Deception as Entertainment (or Just an Entertainment Expense?)
As outlined in the Variety piece, the purpose behind all this was as convoluted as it was calculated: Fielder was not producing a singing competition but a layer-cake social experiment. In Season 2 of “The Rehearsal,” the ostensible goal is to prevent aviation disasters, with the series positing that poor cockpit communication is a root cause. Enter the unsettling twist: real pilots, posing as talent show judges to practice giving honest feedback—while genuine, unwitting contestants perform their hearts out, convinced that stardom is within reach.
Love’s experience, as she described in detail, was peppered with hurdles that seem ludicrous in hindsight—non-union contracts pressed on the spot, an ambiguous relationship to the rights for original music, and a cycle of being summoned and dismissed with little explanation. At one point, after being asked to sign a contract that threatened to transfer ownership of her music to the producers, Love insisted on an addendum protecting all songwriters involved. Variety reports that she succeeded, an unusual victory in an otherwise stacked deck.
It wasn’t until just before her final taping that Love put the pieces together. By tracing crew members’ credits (a maneuver any determined librarian might appreciate), she discovered their connection to Fielder’s past projects. Crew whispers about Fielder and web searches led Love to realize she’d become an unwitting participant in a meticulously constructed satire.

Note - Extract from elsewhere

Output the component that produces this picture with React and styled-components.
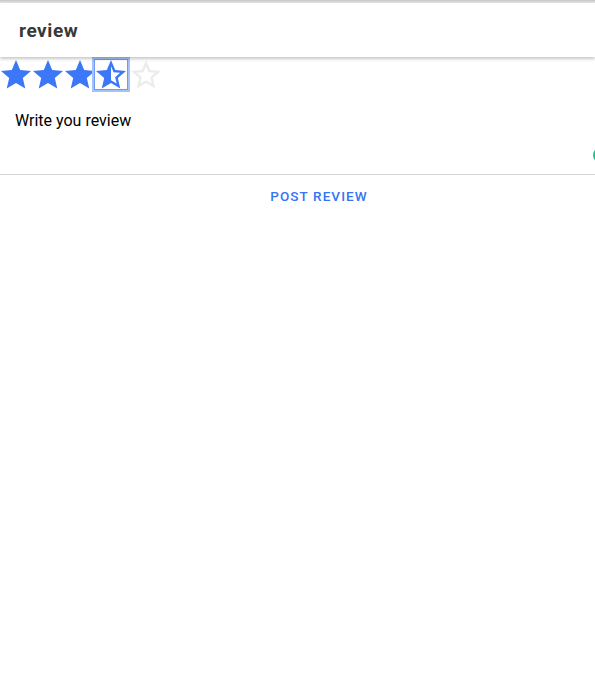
import React, { useState } from 'react';
import styled, { createGlobalStyle } from 'styled-components';

const GlobalStyle = createGlobalStyle`
  body {
    margin: 0;
    background: #ffffff;
    font-family: Roboto, "Liberation Sans", sans-serif;
  }
`;

const Page = styled.div`
  width: 595px;
  min-height: 683px;
  overflow: hidden;
  background: #fff;
`;

const TopEdge = styled.div`
  height: 3px;
  background: linear-gradient(#c4c4c8, #e8e8ea);
`;

const Header = styled.header`
  position: relative;
  z-index: 1;
  height: 54px;
  display: flex;
  align-items: center;
  padding: 0 19px;
  background: #fff;
  box-shadow: 0 2px 3px rgba(0, 0, 0, 0.22);
`;

const HeaderTitle = styled.h1`
  margin: 0;
  font-size: 19px;
  font-weight: 700;
  color: #383838;
  letter-spacing: 0.6px;
`;

const Stars = styled.div`
  display: flex;
  align-items: center;
  height: 35px;
`;

const StarButton = styled.button`
  display: flex;
  align-items: center;
  justify-content: center;
  width: ${(p) => (p.$focused ? '38px' : '32px')};
  height: 35px;
  margin: ${(p) => (p.$focused ? '0 0 0 -4px' : '0')};
  padding: 0;
  border: ${(p) => (p.$focused ? '2px solid #a6c3f9' : 'none')};
  box-shadow: ${(p) => (p.$focused ? 'inset 0 0 0 1px #6d9af4' : 'none')};
  background: transparent;
  cursor: pointer;
`;

const Form = styled.div`
  position: relative;
  height: 82px;
`;

const ReviewInput = styled.textarea`
  display: block;
  width: 100%;
  height: 100%;
  box-sizing: border-box;
  padding: 20px 15px 0;
  border: none;
  resize: none;
  font-family: Roboto, "Liberation Sans", sans-serif;
  font-size: 16px;
  line-height: 18px;
  color: #000;
  outline: none;
  &::placeholder {
    color: #000;
  }
`;

const Grip = styled.span`
  position: absolute;
  right: -14px;
  top: 55px;
  width: 16px;
  height: 16px;
  border-radius: 50%;
  background: #1fbf8c;
`;

const Divider = styled.hr`
  margin: 0;
  border: none;
  border-top: 1px solid #d6d6d6;
`;

const Actions = styled.div`
  display: flex;
  justify-content: center;
  padding: 13px 0 0 43px;
`;

const PostButton = styled.button`
  border: none;
  background: transparent;
  padding: 0;
  font-family: Roboto, "Liberation Sans", sans-serif;
  font-size: 13.5px;
  line-height: 16px;
  font-weight: 500;
  letter-spacing: 1.1px;
  color: #3574f3;
  cursor: pointer;
`;

const FULL = 'M12 17.27L18.18 21l-1.64-7.03L22 9.24l-7.19-.61L12 2 9.19 8.63 2 9.24l5.46 4.73L5.82 21z';
const HALF =
  'M22 9.24l-7.19-.62L12 2 9.19 8.63 2 9.24l5.46 4.73L5.82 21 12 17.27 18.18 21l-1.63-7.03L22 9.24zM12 15.4V6.1l1.71 4.04 4.38.38-3.32 2.88 1 4.28L12 15.4z';
const EMPTY =
  'M22 9.24l-7.19-.62L12 2 9.19 8.63 2 9.24l5.46 4.73L5.82 21 12 17.27 18.18 21l-1.63-7.03L22 9.24zM12 15.4l-3.76 2.27 1-4.28-3.32-2.88 4.38-.38L12 6.1l1.71 4.05 4.38.38-3.32 2.88 1 4.28L12 15.4z';

const Star = ({ kind }) => (
  <svg width="30" height="29" viewBox="2 2 20 19.3">
    <path d={kind === 'full' ? FULL : kind === 'half' ? HALF : EMPTY} fill={kind === 'empty' ? '#ececec' : '#3b77f6'} />
  </svg>
);

const App = () => {
  const [rating] = useState(3.5);
  const kinds = [1, 2, 3, 4, 5].map((n) => (rating >= n ? 'full' : rating >= n - 0.5 ? 'half' : 'empty'));

  return (
    <Page>
      <GlobalStyle />
      <TopEdge />
      <Header>
        <HeaderTitle>review</HeaderTitle>
      </Header>
      <Stars>
        {kinds.map((kind, i) => (
          <StarButton key={i} $focused={i === 3}>
            <Star kind={kind} />
          </StarButton>
        ))}
      </Stars>
      <Form>
        <ReviewInput placeholder="Write you review" />
        <Grip />
      </Form>
      <Divider />
      <Actions>
        <PostButton>POST REVIEW</PostButton>
      </Actions>
    </Page>
  );
};

export default App;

When the Simulation Bites Back
Variety highlights the aftermath among contestants—a flurry of group chat messages blending disappointment and a search for meaning. One lamented, “We were just an experiment,” while another tried to reframe it: “You did earn that ticket. You did a good job. It’s just as real as it was for ‘The Voice’ [or] any of those shows.” The line between reality and scripted entertainment blurs further, as many contestants chose to continue, some thinking even a staged opportunity could launch a career.

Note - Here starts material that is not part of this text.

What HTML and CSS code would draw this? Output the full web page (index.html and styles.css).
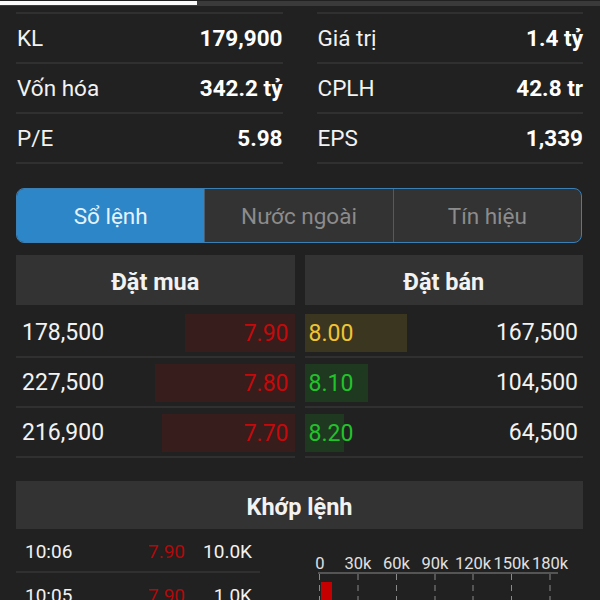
FILE: index.html
```html
<!DOCTYPE html>
<html lang="vi">
<head>
    <meta charset="UTF-8">
    <meta name="viewport" content="width=device-width, initial-scale=1.0">
    <title>Chi tiết mã</title>
    <link rel="stylesheet" href="styles.css">
</head>
<body>

<div class="progress"><div class="progress-fill"></div></div>

<div class="page">

<div class="stats">
    <div class="stats-col">
        <div class="stat-row"><span>KL</span><span class="stat-value">179,900</span></div>
        <div class="stat-row"><span>Vốn hóa</span><span class="stat-value">342.2 tỷ</span></div>
        <div class="stat-row"><span>P/E</span><span class="stat-value">5.98</span></div>
    </div>
    <div class="stats-col">
        <div class="stat-row"><span>Giá trị</span><span class="stat-value">1.4 tỷ</span></div>
        <div class="stat-row"><span>CPLH</span><span class="stat-value">42.8 tr</span></div>
        <div class="stat-row"><span>EPS</span><span class="stat-value">1,339</span></div>
    </div>
</div>

<div class="tabs">
    <div class="tab active">Sổ lệnh</div>
    <div class="tab">Nước ngoài</div>
    <div class="tab">Tín hiệu</div>
</div>

<div class="book">
    <div class="book-col buy">
        <div class="book-head">Đặt mua</div>
        <div class="book-row">
            <span class="vol">178,500</span>
            <span class="bar red" style="width: 110px">7.90</span>
        </div>
        <div class="book-row">
            <span class="vol">227,500</span>
            <span class="bar red" style="width: 140px">7.80</span>
        </div>
        <div class="book-row">
            <span class="vol">216,900</span>
            <span class="bar red" style="width: 133px">7.70</span>
        </div>
    </div>
    <div class="book-col sell">
        <div class="book-head">Đặt bán</div>
        <div class="book-row">
            <span class="bar yellow" style="width: 102px">8.00</span>
            <span class="vol">167,500</span>
        </div>
        <div class="book-row">
            <span class="bar green" style="width: 63px">8.10</span>
            <span class="vol">104,500</span>
        </div>
        <div class="book-row">
            <span class="bar green" style="width: 39px">8.20</span>
            <span class="vol">64,500</span>
        </div>
    </div>
</div>

<div class="match-head">Khớp lệnh</div>

<div class="match">
    <div class="trades">
        <div class="trade-row">
            <span class="t-time">10:06</span>
            <span class="t-price">7.90</span>
            <span class="t-vol">10.0K</span>
        </div>
        <div class="trade-row">
            <span class="t-time">10:05</span>
            <span class="t-price">7.90</span>
            <span class="t-vol">1.0K</span>
        </div>
    </div>

    <svg class="chart" width="283" height="70" viewBox="0 0 283 70">
        <g class="chart-labels">
            <text x="20" y="38">0</text>
            <text x="58" y="38">30k</text>
            <text x="96.5" y="38">60k</text>
            <text x="135" y="38">90k</text>
            <text x="173" y="38">120k</text>
            <text x="211.5" y="38">150k</text>
            <text x="250" y="38">180k</text>
        </g>
        <line x1="18" y1="42" x2="258" y2="42" stroke="#8a8a8a" stroke-width="1"/>
        <g stroke="#8a8a8a" stroke-width="1" stroke-dasharray="6 5">
            <line x1="19.5" y1="43" x2="19.5" y2="70"/>
            <line x1="58" y1="43" x2="58" y2="70"/>
            <line x1="96.5" y1="43" x2="96.5" y2="70"/>
            <line x1="135" y1="43" x2="135" y2="70"/>
            <line x1="173" y1="43" x2="173" y2="70"/>
            <line x1="211.5" y1="43" x2="211.5" y2="70"/>
            <line x1="250" y1="43" x2="250" y2="70"/>
        </g>
        <rect x="21" y="51" width="11" height="19" fill="#c40000"/>
    </svg>
</div>

</div>

</body>
</html>
```

FILE: styles.css
```css
body {
    margin: 0;
    background-color: #212121;
    color: #f2f2f2;
    font-family: Roboto, "Liberation Sans", sans-serif;
    overflow: hidden;
}
.progress {
    height: 5px;
    background-color: #3a3a3a;
}
.progress-fill {
    width: 197px;
    height: 4px;
    margin-top: 1px;
    background-color: #fafafa;
}
.page {
    padding: 0 17px 0 16px;
}

/* stats */
.stats {
    display: flex;
    gap: 34px;
    margin-top: 6px;
}
.stats-col {
    flex: 1;
    border-top: 2px solid #303030;
}
.stat-row {
    display: flex;
    justify-content: space-between;
    align-items: center;
    height: 48px;
    border-bottom: 2px solid #303030;
    font-size: 22.5px;
    padding: 0 0 0 1px;
}
.stat-value {
    font-weight: bold;
    color: #fff;
}

/* tabs */
.tabs {
    display: flex;
    margin-top: 24px;
    height: 53px;
    border: 1.5px solid #3a7fb6;
    border-radius: 8px;
    overflow: hidden;
    background-color: #333;
    margin-right: 1px;
}
.tab {
    flex: 1;
    display: flex;
    align-items: center;
    justify-content: center;
    font-size: 22.5px;
    color: #8c8c8c;
    border-left: 1.5px solid #4b5d6d;
}
.tab.active {
    background-color: #2d86c8;
    color: #e4f3ff;
    border-left: none;
}

/* order book */
.book {
    display: flex;
    gap: 10px;
    margin-top: 12px;
}
.book-col {
    flex: 1;
}
.book-head {
    height: 50px;
    box-sizing: border-box;
    padding-top: 3px;
    display: flex;
    align-items: center;
    justify-content: center;
    background-color: #333;
    font-size: 23.5px;
    font-weight: bold;
    margin-bottom: 3px;
}
.book-row {
    display: flex;
    justify-content: space-between;
    align-items: flex-end;
    height: 50px;
    box-sizing: border-box;
    padding-bottom: 4px;
    border-bottom: 2px solid #303030;
    font-size: 23px;
}
.vol {
    line-height: 38px;
}
.buy .vol {
    padding-left: 6px;
}
.sell .vol {
    padding-right: 5px;
}
.bar {
    height: 38px;
    display: flex;
    align-items: center;
    box-sizing: border-box;
}
.buy .bar {
    justify-content: flex-end;
    padding-right: 6px;
}
.sell .bar {
    padding-left: 4px;
}
.red {
    background-color: #381d1d;
    color: #c40a0a;
}
.yellow {
    background-color: #3b3620;
    color: #f0c432;
}
.green {
    background-color: #1f3921;
    color: #22c22a;
}

/* matched orders */
.match-head {
    height: 48px;
    box-sizing: border-box;
    padding-top: 3px;
    margin-top: 23px;
    display: flex;
    align-items: center;
    justify-content: center;
    background-color: #333;
    font-size: 23.5px;
    font-weight: bold;
}
.match {
    display: flex;
}
.trades {
    width: 244px;
}
.trade-row {
    display: flex;
    align-items: center;
    height: 40px;
    padding-top: 2px;
    border-bottom: 2px solid #303030;
    font-size: 19px;
}
.t-time {
    width: 60px;
    padding-left: 9px;
}
.t-price {
    width: 100px;
    text-align: right;
    color: #b00a0a;
}
.t-vol {
    flex: 1;
    text-align: right;
    padding-right: 8px;
}
.chart {
    margin-left: 40px;
    margin-top: 2px;
}
.chart-labels text {
    fill: #e0e0e0;
    font-size: 16.5px;
    font-family: Roboto, "Liberation Sans", sans-serif;
    text-anchor: middle;
}
```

Even within the deception, Love found herself advocating not just for herself but for others—an act she recalls with pride, telling Variety, “I advocated for the rights of the artists, and we won.” But the emotional cost was real: Love says the experience left her “at square one again, after 15 years professionally in this business,” and she voiced concern for the teenage hopefuls and families who, unlike her, might not have had the funds to absorb the blow.
After the episode aired, Love released a one-minute song titled “Nathan Fielder,” constructed from out-of-context YouTube comments—her own wry commentary on the entire ordeal. The episode also prompted her to write a new single, “Antidote,” inspired by her experience.
How often do reality TV contestants get to realize, mid-taping, that they may in fact be lab rats in someone else’s odd experiment? And what do you do once you know?
The Real Cost of Being the Subject (and Not the Star)
To Fielder’s fans, Variety observes, the show is a kind of anthropological performance art, layering provocation and self-reflection. Critics, however, see a level of cold detachment—using unwitting participants as content fodder. As recounted in the outlet, Love summarized the ethical dilemma succinctly: “People are not variables. People are people. Treat them as such.”
Despite losing nearly $10,000 and receiving an education in the mechanics of modern television trickery, Love, as documented in the Variety account, holds no resentment—calling her experience with Fielder “shocking” and “disappointing,” but ultimately seeing the value in standing up for creative rights. “We still have to go for our dream with our full heart, even if the game is rigged,” she said.
So we circle back to the sticky boundaries between show, simulation, and self. When the dust settles, are experiences like “Wings of Voice” evidence of TV’s endless innovation, or do they merely highlight the cost (emotional, financial, and otherwise) of treating earnest hope as a prop in the age of “reality” entertainment? In Love’s case, at least, she exits with her creative work intact, a songbook freshly updated, and the odd distinction of having starred in a show she didn’t know existed. Maybe, in the strangest way, that’s the most honest “reality” TV of all.